Team Israel is ranked 41st in the world. But this week, they beat the Netherlands, South Korea and Chinese Taipei, all of which are ranked significantly higher.
Danielle Barta, who lives in Jerusalem and works as the regional director of the Isreal Association of Baseball, has been rapt, watching it all.
As much as she can, that is.
“It is actually very difficult to get a feed in Israel,” says Barta. “So, you’re stuck trying to find some not-so-reliable feed in a foreign language — like, the first game I watched in Korean, the third game I watched in Spanish.”
But for the game next week, the nation is coming together.
“We’re having a big showing at a sports bar, and we’ve invited all the fans from all over the country to come and join and watch with us,” Barta says. “So, we’re making a big party of it, a celebration of what Israel has done already and what it will hopefully be doing in the next round.”
Some speculate that Israel’s team is playing so well, in part thanks to the support of their mascot, the “Mensch on a Bench.”
This mensch — a word used in Yiddish to mean a person of integrity — is a life-size, plush doll that the team takes everywhere with them. The mascot name is kind of inspired by the “Elf on the Shelf,” Barta says.
“It looks like an older man with a long beard and mustache, wearing a prayer shawl and holding a candle,” she says. “The team has said he is their spiritual leader. They take care of the baseball part, and he takes care of everything else.”
To Barta, this division of labor makes sense. She doubts that the mensch is any good at baseball.

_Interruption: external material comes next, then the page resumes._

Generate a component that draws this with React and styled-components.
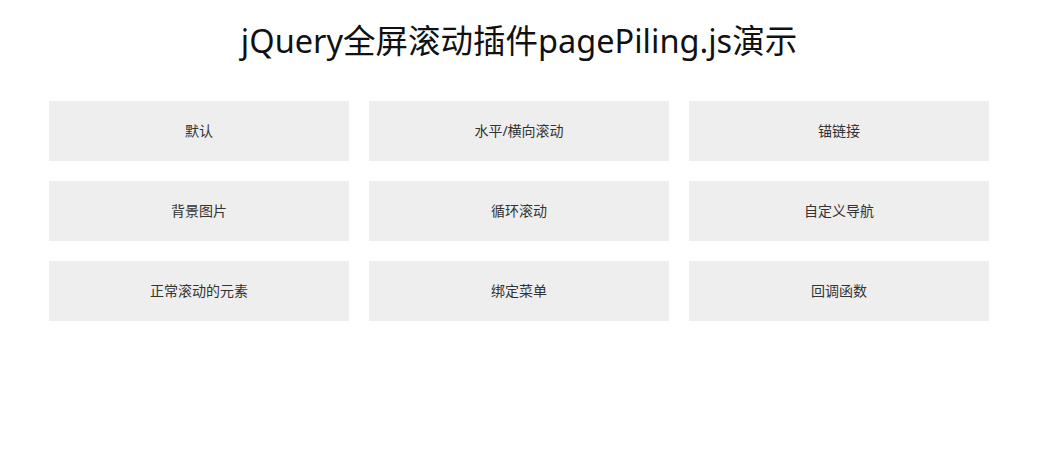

“He doesn’t have as much training, and he’s gray, so I’m assuming he’s old,” she says, “and I don’t know how fast he can run.”
All joking aside, as baseball director, Barta oversees about 90 kids, and she says that to them, the success of Team Israel means a lot.
“They love seeing the fact that there are Jewish baseball players,” she says. “I think it makes a world of difference.”